Cory Booker and Others Introduce Bill That Could Make Tech Companies Check Their AI For Biases
Photo Credit: WASHINGTON, DC - SEPTEMBER 28: Senate Judiciary Committee member Sen. Cory Booker (D-NJ) delivers remarks about Supreme Court nominee Judge Brett Kavanaugh during a mark up hearing in the Dirksen Senate Office Building on Capitol Hill September 28, 2018 in Washington, DC. The committee agreed to an additional week of investigation into accusations of sexual assault against Kavanaugh before the full Senate votes on his confirmation. A day earlier the committee heard from Kavanaugh and Christine Blasey Ford, a California professor who who has accused Kavnaugh of sexually assaulting her during a party in 1982 when they were high school students in suburban Maryland. (Photo by Chip Somodevilla/Getty Images)

Cory Booker and Others Introduce Bill That Could Make Tech Companies Check Their AI For Biases

Over the past few years, big tech companies like Facebook and Amazon have come under fire for discriminatory artificial intelligence. Now, U.S. lawmakers are presenting a bill that will make tech companies check their algorithms for biases.

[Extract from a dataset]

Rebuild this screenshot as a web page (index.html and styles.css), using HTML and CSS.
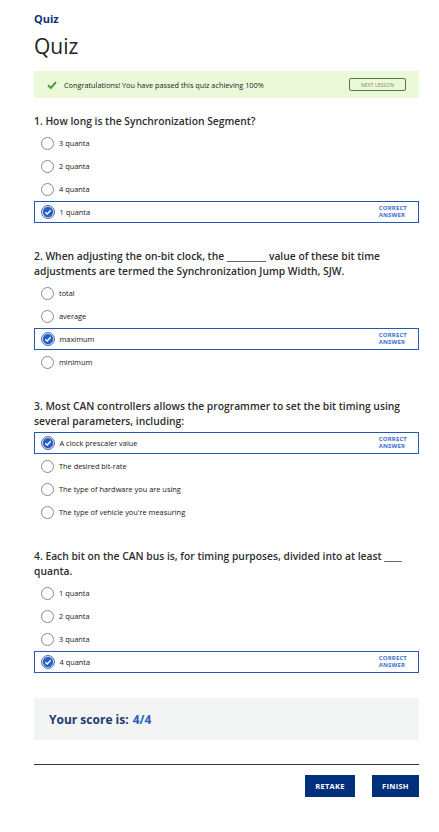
FILE: index.html
```html
<!DOCTYPE html>
<html lang="en">
<head>
<meta charset="utf-8">
<title>Quiz</title>
<link rel="stylesheet" href="styles.css">
</head>
<body>
<main class="page">
  <div class="crumb">Quiz</div>
  <h1 class="title">Quiz</h1>

  <div class="banner">
    <svg class="banner-check" width="10" height="8" viewBox="0 0 10 8"><path d="M1 4.2 L3.8 7 L9 1.2" fill="none" stroke="#4c9a3c" stroke-width="2"/></svg>
    <span class="banner-text">Congratulations! You have passed this quiz achieving 100%</span>
    <span class="next-btn">NEXT LESSON</span>
  </div>

  <section class="question">
    <h2 class="q-title">1. How long is the Synchronization Segment?</h2>
    <div class="options">
      <div class="option"><span class="radio"></span><span class="opt-text">3 quanta</span></div>
      <div class="option"><span class="radio"></span><span class="opt-text">2 quanta</span></div>
      <div class="option"><span class="radio"></span><span class="opt-text">4 quanta</span></div>
      <div class="option selected"><svg class="radio-on" width="14" height="14" viewBox="0 0 14 14"><circle cx="7" cy="7" r="6.4" fill="none" stroke="#2457b8" stroke-width="1"/><circle cx="7" cy="7" r="5.2" fill="#2a5fc2"/><path d="M4.3 7.2 L6.2 9 L9.7 5.2" fill="none" stroke="#fff" stroke-width="1.4"/></svg><span class="opt-text">1 quanta</span><span class="correct"><span class="cl">CORRECT</span><span class="cl">ANSWER</span></span></div>
    </div>
  </section>

  <section class="question">
    <h2 class="q-title">2. When adjusting the on-bit clock, the _________ value of these bit time adjustments are termed the Synchronization Jump Width, SJW.</h2>
    <div class="options">
      <div class="option"><span class="radio"></span><span class="opt-text">total</span></div>
      <div class="option"><span class="radio"></span><span class="opt-text">average</span></div>
      <div class="option selected"><svg class="radio-on" width="14" height="14" viewBox="0 0 14 14"><circle cx="7" cy="7" r="6.4" fill="none" stroke="#2457b8" stroke-width="1"/><circle cx="7" cy="7" r="5.2" fill="#2a5fc2"/><path d="M4.3 7.2 L6.2 9 L9.7 5.2" fill="none" stroke="#fff" stroke-width="1.4"/></svg><span class="opt-text">maximum</span><span class="correct"><span class="cl">CORRECT</span><span class="cl">ANSWER</span></span></div>
      <div class="option"><span class="radio"></span><span class="opt-text">minimum</span></div>
    </div>
  </section>

  <section class="question">
    <h2 class="q-title">3. Most CAN controllers allows the programmer to set the bit timing using several parameters, including:</h2>
    <div class="options">
      <div class="option selected"><svg class="radio-on" width="14" height="14" viewBox="0 0 14 14"><circle cx="7" cy="7" r="6.4" fill="none" stroke="#2457b8" stroke-width="1"/><circle cx="7" cy="7" r="5.2" fill="#2a5fc2"/><path d="M4.3 7.2 L6.2 9 L9.7 5.2" fill="none" stroke="#fff" stroke-width="1.4"/></svg><span class="opt-text">A clock prescaler value</span><span class="correct"><span class="cl">CORRECT</span><span class="cl">ANSWER</span></span></div>
      <div class="option"><span class="radio"></span><span class="opt-text">The desired bit-rate</span></div>
      <div class="option"><span class="radio"></span><span class="opt-text">The type of hardware you are using</span></div>
      <div class="option"><span class="radio"></span><span class="opt-text">The type of vehicle you're measuring</span></div>
    </div>
  </section>

  <section class="question">
    <h2 class="q-title">4. Each bit on the CAN bus is, for timing purposes, divided into at least ____ quanta.</h2>
    <div class="options">
      <div class="option"><span class="radio"></span><span class="opt-text">1 quanta</span></div>
      <div class="option"><span class="radio"></span><span class="opt-text">2 quanta</span></div>
      <div class="option"><span class="radio"></span><span class="opt-text">3 quanta</span></div>
      <div class="option selected"><svg class="radio-on" width="14" height="14" viewBox="0 0 14 14"><circle cx="7" cy="7" r="6.4" fill="none" stroke="#2457b8" stroke-width="1"/><circle cx="7" cy="7" r="5.2" fill="#2a5fc2"/><path d="M4.3 7.2 L6.2 9 L9.7 5.2" fill="none" stroke="#fff" stroke-width="1.4"/></svg><span class="opt-text">4 quanta</span><span class="correct"><span class="cl">CORRECT</span><span class="cl">ANSWER</span></span></div>
    </div>
  </section>

  <div class="score">Your score is: <span class="score-val">4/4</span></div>

  <hr class="rule">

  <div class="actions">
    <span class="btn retake">RETAKE</span>
    <span class="btn finish">FINISH</span>
  </div>
</main>
</body>
</html>
```

FILE: styles.css
```css
* { box-sizing: border-box; }
html, body { margin: 0; padding: 0; background: #fff; }
body { font-family: "Open Sans", "Noto Sans", sans-serif; color: #333; }

.page { padding: 12px 20px 0 34px; }

.crumb { font-size: 11px; line-height: 14px; font-weight: 700; color: #0b2f7a; }
.title { margin: 7px 0 0; font-size: 21px; line-height: 26px; font-weight: 400; color: #222; }

.banner {
  margin-top: 12px; height: 27px; background: #ebf9d9;
  display: flex; align-items: center; padding: 0 13px 0 13px;
}
.banner-check { margin-right: 7px; }
.banner-text { font-size: 7.3px; color: #222; flex: 1; }
.next-btn {
  width: 57px; height: 13px; border: 1px solid #4f7f46; border-radius: 2px;
  font-size: 5px; color: #7a8a78; display: flex; align-items: center; justify-content: center;
  letter-spacing: 0.1px;
}

.question { margin-top: 16px; }
.question + .question { margin-top: 26px; }
.q-title { margin: 0; font-size: 10.3px; line-height: 15px; font-weight: 600; color: #2d2d2d; }

.options { margin-top: 3px; display: flex; flex-direction: column; gap: 1px; }
.option {
  height: 22px; display: flex; align-items: center; padding: 0 11px 0 6px;
  border: 1px solid transparent;
}
.option.selected { border: 1.5px solid #2358b8; }
.radio {
  width: 13px; height: 13px; border: 1px solid #8a8a8a; border-radius: 50%;
  flex: none; background: #fff;
}
.radio-on { flex: none; margin-left: -0.5px; }
.opt-text { margin-left: 5px; font-size: 7.4px; color: #161616; flex: 1; }
.correct {
  display: flex; flex-direction: column;
  font-size: 6px; line-height: 6.8px; font-weight: 700; color: #3c6fd0;
  letter-spacing: 0.15px;
}
.cl { display: block; height: 6.8px; overflow: visible; }

.score {
  margin-top: 25px; height: 42px; background: #f3f4f4; padding-left: 15px;
  display: flex; align-items: center; gap: 4px;
  font-size: 12px; font-weight: 700; color: #1e3a72;
}
.score-val { color: #2a5cbb; }

.rule { margin: 24px 0 0; border: 0; border-top: 1.5px solid #333; height: 0; }

.actions { margin-top: 10px; display: flex; justify-content: flex-end; gap: 17px; }
.btn {
  height: 22px; background: #00307c; color: #fff; font-size: 7.5px; font-weight: 700;
  display: flex; align-items: center; justify-content: center; letter-spacing: 0.3px;
}
.retake { width: 50px; }
.finish { width: 47px; }
```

Drafted by Sens. Cory Booker and Ron Wyden, the Algorithmic Accountability Act of 2019 calls for the Federal Trade Commission to require companies collecting and sharing data for the purpose of algorithms to conduct impact assessments on their privacy and AI tools.

The law notes that algorithms can contribute to and amplify “unfair, biased, or discriminatory decisions” that impact consumers. For now, the bill is aimed at big tech companies and data brokers. It would only apply to companies who are valued at more than $50 million or who have access to more than 1 million consumers’ data.

“Computers are increasingly involved in the most important decisions affecting Americans’ lives — whether or not someone can buy a home, get a job or even go to jail,” Wyden said in a statement. “But instead of eliminating bias, too often these algorithms depend on biased assumptions or data that can actually reinforce discrimination against women and people of color.”

That was seen earlier this week, after a report found Facebook’s targeted ad feature could unintentionally discriminate against protected groups. The Department of Housing and Urban Development also hit Facebook with charges due to its ad system violating the Fair Housing Act.

In 2018, Amazon was even forced to scrap an AI recruiting tool that ended up showing bias against women. The tool taught itself that men were the preferred candidates, thanks to the information it was given.

Issues with AI have also popped up in conversations about self-driving cars that are more likely to hit darker-skinned people and Google Translates’ efforts to reduce gender bias.

State-level legislation has already been passed to encourage big tech transparency. New York now has laws to regulate algorithms used by the state and hold firms accountable for their data storage. Washington state also introduced a similar bill earlier this year.